Sheldon, however, hit the nail on the head when he had the tramp enter the church and ask the pastor went being a Christian meant. “But I was wondering as I sat there under the gallery, if what you call following Jesus is the same thing as what He taught. What did He mean when He said: ‘Follow me’? […] What do you Christians mean by ‘following the steps of Jesus’? (Sheldon 15). Charles Sheldon sparked thoughts in many more lives than just the characters in his book. He started a fad where everyone’s motto became “What Would Jesus Do?” When do we move past just wearing the bracelets and really start not only living like Christ, but being changed from the inside. In His Steps explores different ways that people had to give up something that was important to them. Sheldon’s book realistically shows that not everyone finds it appealing that following Jesus means suffering for Jesus. Following Jesus is a great idea, but when it comes to actually doing it, not everyone finds it easy. That is why the characters in Sheldon’s book should be applauded, because they knew the cost and took their crosses and followed Jesus’ steps anyway.

Sheldon effectively wrote a book that touched millions. Sheldon said, “No one is more grateful than I am, as it confirms the faith I have always held that no subject is more interesting and vital to the human race than religion.” “On February 24, 1946, two days before his eighty-ninth birthday, Charles Sheldon, after suffering a stroke, died peacefully in bed.
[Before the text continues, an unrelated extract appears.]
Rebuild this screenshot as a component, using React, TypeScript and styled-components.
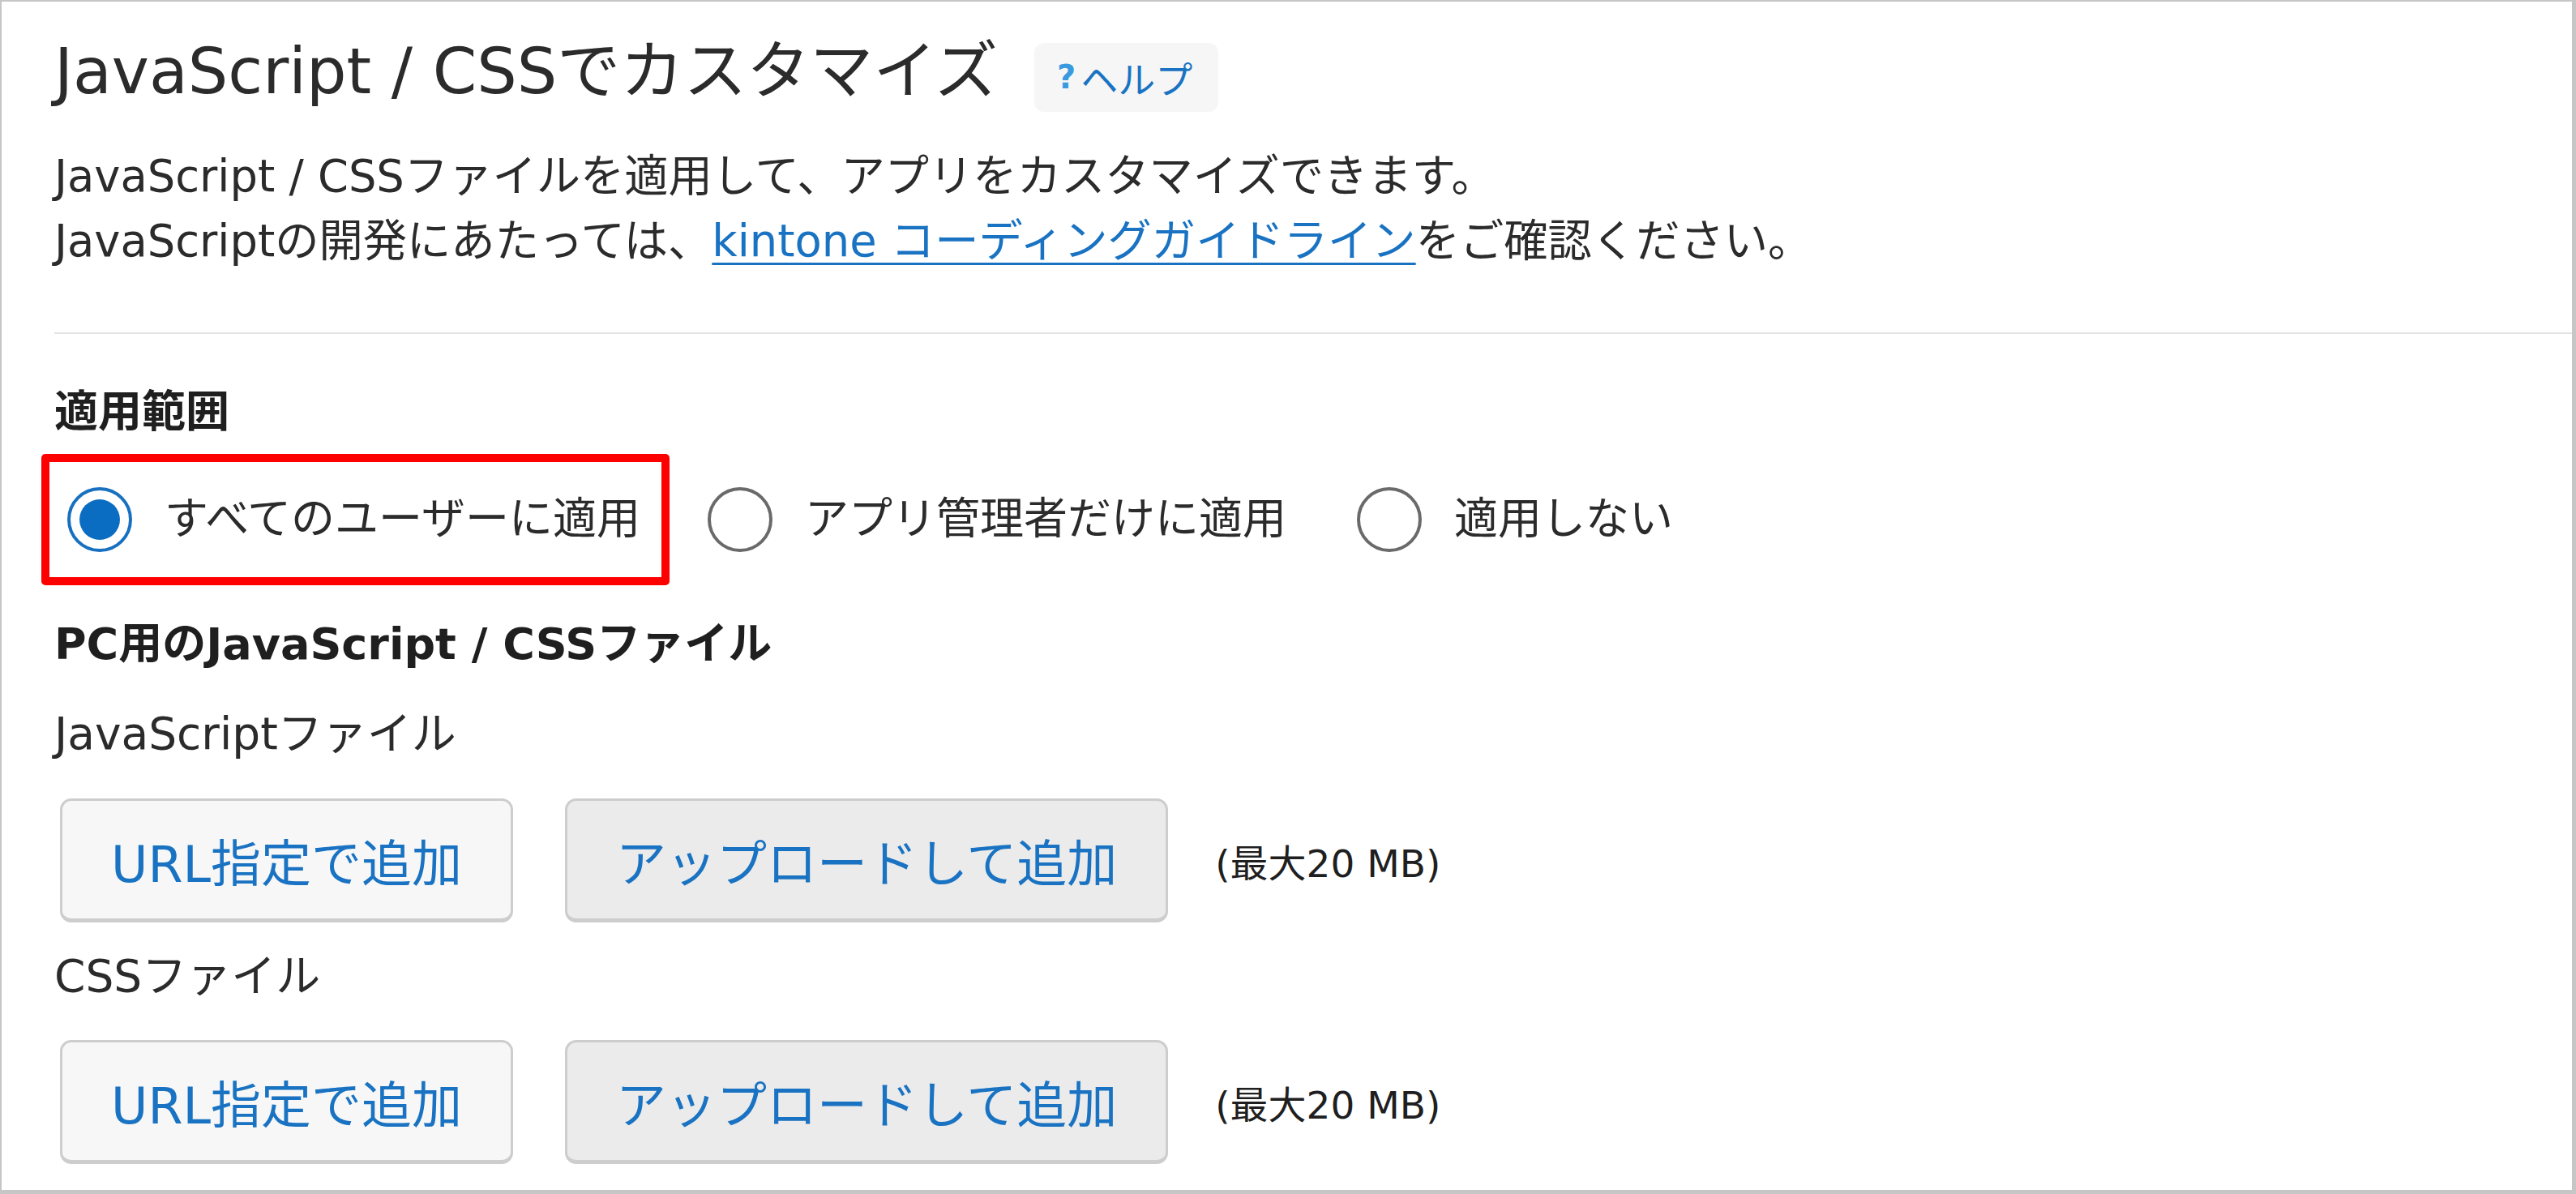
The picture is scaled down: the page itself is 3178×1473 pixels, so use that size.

As I closed the book on his life, I realized Charles Sheldon left us all an enduring legacy with his powerful question, one which I ask myself each time I face a crossroad: What would Jesus do?” (Neighbors, par. 21). For that, Charles Sheldon’s book truly achieved his purpose successfully.

In His Steps was written over a century ago, but can still be applied to our life and culture, despite a few differences. It still asks a question that each person should ask himself or herself in any and every situation. A spiritually dead person cannot live a spiritually Christian life. Christ, the redeemer, is the giver so we are the receivers. Christ did the ultimate act and we are the acted upon. We can do as many good, righteous or holy deeds as we feel are right, but in the end, we will not be able to save anyone. Christ does the saving. We are always the redeemed; Christ will always be the Redeemer of our souls. Sheldon’s book was a magnificent work of fiction, but we cannot forget that actions will not save us. “For it is by grace you have been saved, through faith—and this not from yourselves, it is the gift of God— not by works, so that no one can boast” (Philippians 2:8-9). We must remember is that deeds and actions are great. Much like Charles Sheldon asked us over a hundred years ago, “What would Jesus do?” we must also ask ourselves what our motives are for our actions.

Works Cited
Neighbors, Chuck. "The Story of "In His Steps"." 1996. 11 Mar 2008.
Sheldon, Charles M. In His Steps. New Kensington, PA: Whitaker House, 1980.
The Bible. New International Version. 1984. International Bible Society.